Just like the 991.2 Carrera lineup, the 718 range gets the 918-derived Sport Design steering wheel. To keep the price in check, however, multifunction buttons on the wheel come as an option, so does the Sport Response Button. Other changes inside include a redesigned dashboard. Air-conditioning vents are now round as opposed to the old rectangular design. The gauges are new, too, although you have to look closely to distinguish the difference. The Porsche Communications Management system has crisper graphics and is simpler to use.

So, what does the turbo Boxster feel like to drive? It’s now more exciting in the low revs.
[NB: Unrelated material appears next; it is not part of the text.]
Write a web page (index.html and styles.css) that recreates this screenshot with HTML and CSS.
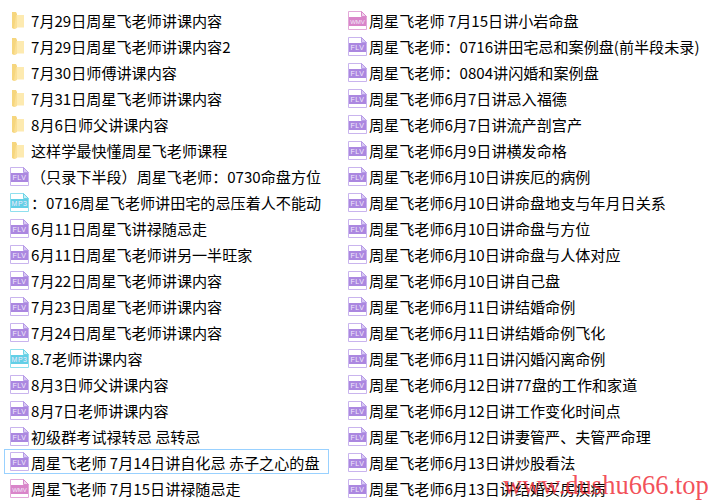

The rev range is practically linear all the way to the 7,400rpm redline, with a slight kick just before you hit 3,000rpm. Throttle response is immediate—particularly useful when you’re exiting a tight turn or a corner, since you can be on the power instantly. And to think this is just the base variant. It’s so good, it makes you wonder if you really need the S version.

And the sound? This flat-four has a rougher growl than the flat-six, but the tone isn’t too far off. For a four-cylinder, it’s quite impressive. It actually still sounds like an NA, without the whistling or spooling drama.

Continue reading below ↓

This really is such a well-balanced car, and it’s faster to boot. Even with the additional power, there’s no excuse to not drive it neatly. The chassis is well-sorted, steering is delightfully precise, and the brakes are impressive as you’d expect from the brand. And apart from being very balanced, the Boxster is easy to keep in control. The suspension is firm but not jarring. My wife loves it—it’s so composed that she understands it when I say the car is so usable. Not to mention the trunk volume—important to women, mind you. This roadster can put a midsize sedan’s trunk space to shame.
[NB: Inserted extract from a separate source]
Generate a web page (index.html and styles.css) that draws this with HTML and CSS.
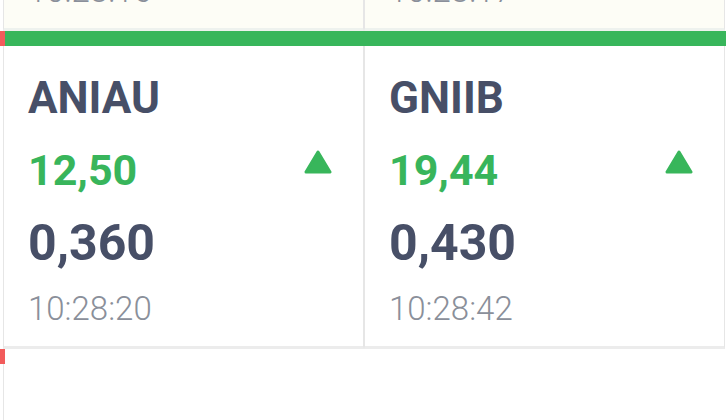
FILE: index.html
```html
<!DOCTYPE html>
<html lang="en">
<head>
  <meta charset="UTF-8" />
  <meta name="viewport" content="width=device-width, initial-scale=1.0"/>
  <title>Ticker Feed</title>
  <link rel="stylesheet" href="styles.css">
</head>
<body>

  <div class="viewport">
    <div class="feed">

      <!-- Previous tick (already flashed) -->
      <div class="row">
        <div class="strip">
          <div class="mark"></div>
          <div class="bar"></div>
        </div>
        <div class="cards">
          <div class="card seen">
            <div class="symbol">BRKLA</div>
            <div class="change-row">
              <span class="change up">8,12</span>
              <svg class="arrow" width="28" height="24" viewBox="0 0 28 24"><path d="M14 2 L26 22 L2 22 Z"/></svg>
            </div>
            <div class="price">1,240</div>
            <div class="time">10:28:16</div>
          </div>
          <div class="card seen">
            <div class="symbol">TMSCO</div>
            <div class="change-row">
              <span class="change up">4,05</span>
              <svg class="arrow" width="28" height="24" viewBox="0 0 28 24"><path d="M14 2 L26 22 L2 22 Z"/></svg>
            </div>
            <div class="price">2,780</div>
            <div class="time">10:28:17</div>
          </div>
        </div>
      </div>

      <!-- Latest tick -->
      <div class="row">
        <div class="strip">
          <div class="mark"></div>
          <div class="bar up"></div>
        </div>
        <div class="cards">
          <div class="card">
            <div class="symbol">ANIAU</div>
            <div class="change-row">
              <span class="change up">12,50</span>
              <svg class="arrow" width="28" height="24" viewBox="0 0 28 24"><path d="M14 2 L26 22 L2 22 Z"/></svg>
            </div>
            <div class="price">0,360</div>
            <div class="time">10:28:20</div>
          </div>
          <div class="card">
            <div class="symbol">GNIIB</div>
            <div class="change-row">
              <span class="change up">19,44</span>
              <svg class="arrow" width="28" height="24" viewBox="0 0 28 24"><path d="M14 2 L26 22 L2 22 Z"/></svg>
            </div>
            <div class="price">0,430</div>
            <div class="time">10:28:42</div>
          </div>
        </div>
      </div>

      <!-- Next tick (still loading) -->
      <div class="row">
        <div class="strip">
          <div class="mark"></div>
          <div class="bar"></div>
        </div>
        <div class="pending"></div>
      </div>

    </div>
  </div>

</body>
</html>
```

FILE: styles.css
```css
body {
  margin: 0;
  font-family: Roboto, 'Noto Sans', sans-serif;
  background-color: #ffffff;
}

.viewport {
  height: 420px;
  overflow: hidden;
}

/* list is scrolled so the previous row only peeks in at the top */
.feed {
  margin-top: -287px;
}

.strip {
  display: flex;
  height: 15px;
}

.mark {
  width: 5px;
  background-color: #f25b5b;
}

.bar {
  flex: 1;
}

.bar.up {
  background-color: #38b65b;
}

.cards {
  display: grid;
  grid-template-columns: 1fr 1fr;
  padding-left: 3px;
  padding-right: 1px;
}

.card {
  background-color: #ffffff;
  border-left: 1px solid #e6e6e6;
  border-right: 1px solid #e6e6e6;
  border-bottom: 3px solid #ececec;
  padding: 27px 31px 18px 24px;
}

.card.seen {
  background-color: #fdfdf6;
  border-bottom-color: #eef2ee;
}

.pending {
  height: 120px;
  margin-left: 3px;
  border-left: 1px solid #e6e6e6;
}

.symbol {
  font-size: 44px;
  font-weight: bold;
  line-height: 50px;
  color: #474f67;
}

.change-row {
  display: flex;
  justify-content: space-between;
  align-items: flex-start;
  margin-top: 22px;
  height: 50px;
}

.change {
  font-size: 43px;
  font-weight: bold;
  line-height: 50px;
}

.change.up {
  color: #38b55b;
}

.arrow {
  margin-top: 5px;
}

.arrow path {
  fill: #38b65b;
  stroke: #38b65b;
  stroke-width: 3;
  stroke-linejoin: round;
}

.price {
  margin-top: 20px;
  font-size: 50px;
  font-weight: bold;
  line-height: 56px;
  color: #474f67;
}

.time {
  margin-top: 19px;
  font-size: 33px;
  font-weight: 300;
  line-height: 38px;
  color: #8a8f9a;
}
```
The 718, um, Boxster is purposeful. Engaging Sport mode and stepping on the throttle (in a neat but accelerating manner) will get the best out of the rev band. The PDK shifts well on its own, but if you want to take matters into your own hands, shift via the paddles; the gearbox tends to move up to the next gear quickly given the healthier low-to midrange. On the other hand, more low-end torque provides better efficiency, with the transmission making better use of the available pull and the shifting gears (at around 2,000rpm) when you’re not pushing, even in Sport mode.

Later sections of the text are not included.